The structure is to be joined to the center fuselage that was built by Northrop Grumman in Palmdale, Calif., and delivered to Fort Worth May 3. Lockheed Martin is manufacturing the forward fuselage and wing in Fort Worth.

Will the three structures manufactured thousands of miles apart fit together?

“There’s absolutely no doubt it’s going to fit when we put it together,” said Mark Hodge, BAE Systems’ vice president for business development for the JSF program, who told Seapower the sections will be trial-fitted before actually being joined.

“A lot of what we learned in manufacturing the F-22 [fighter] applies directly to JSF, in that the JSF is a totally paperless airplane for design and manufacture,” Hodge said. “All of the drawings reside in one central database, so it doesn’t matter if your designer is across the hall, across the street or on the other side of the world, because the design all stays the same.”

The sections being joined ultimately will fly in August 2006 as A-1, the first F-35A conventional takeoff and landing version of the JSF that will equip the U.S. Air Force.
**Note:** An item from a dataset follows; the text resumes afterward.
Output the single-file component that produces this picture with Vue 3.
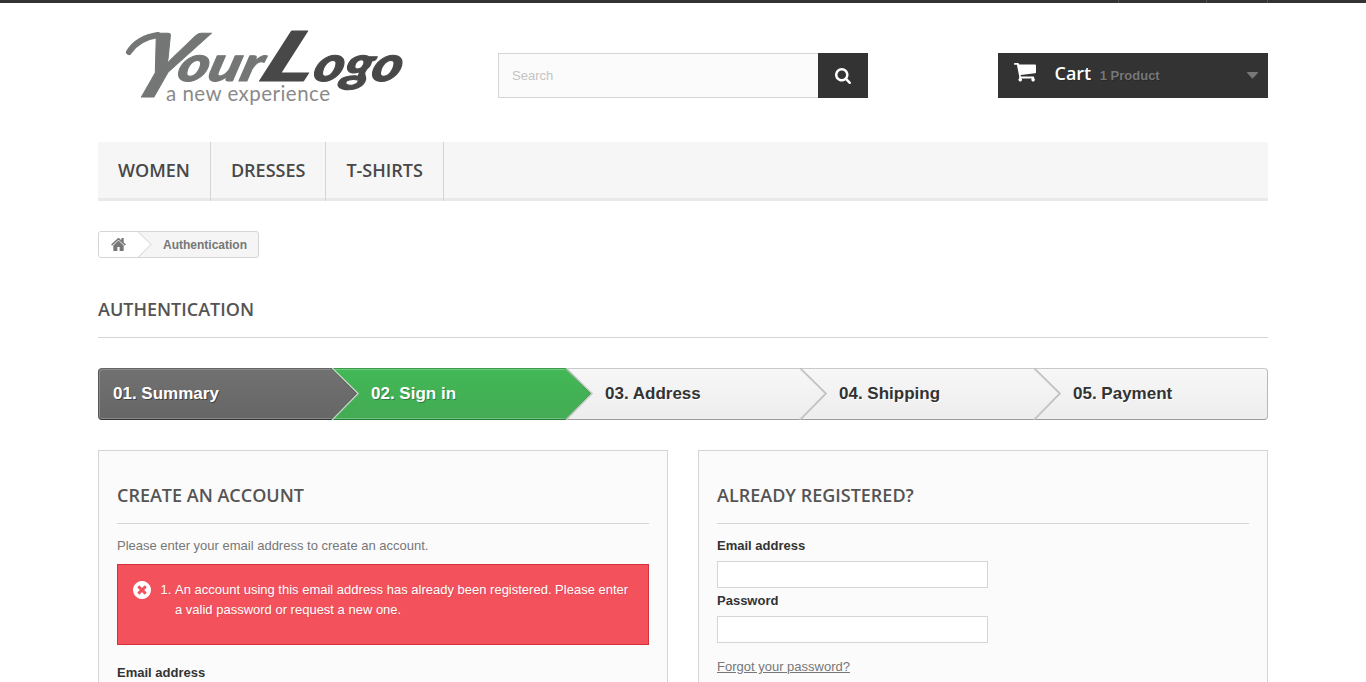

The manufacturers are now fabricating fuselage sections for B-1, the first F-35B short-takeoff/vertical-landing (STOVL) version that will be operated by the U.S. Marine Corps, Royal Air Force and Royal Navy. B-1 is scheduled to fly in 2007.

Hodge said that aircraft A-1 will not incorporate most of the weight-reduction measures designers have had to implement to meet criteria for the STOVL version.

“Most of the new design initiatives came along too late in the manufacture of A-1, but they will be caught in B-1, which caused us to get a little later start on B-1,” Hodge said.

Under the current System Development and Demonstration contract, the Lockheed Martin JSF team will build 23 F-35s, 15 for flight test and eight for ground test. Initial flight testing will be conducted at Edwards Air Force Base, Calif. Testing of the Navy and Marine Corps versions will be conducted at Patuxent River, Md.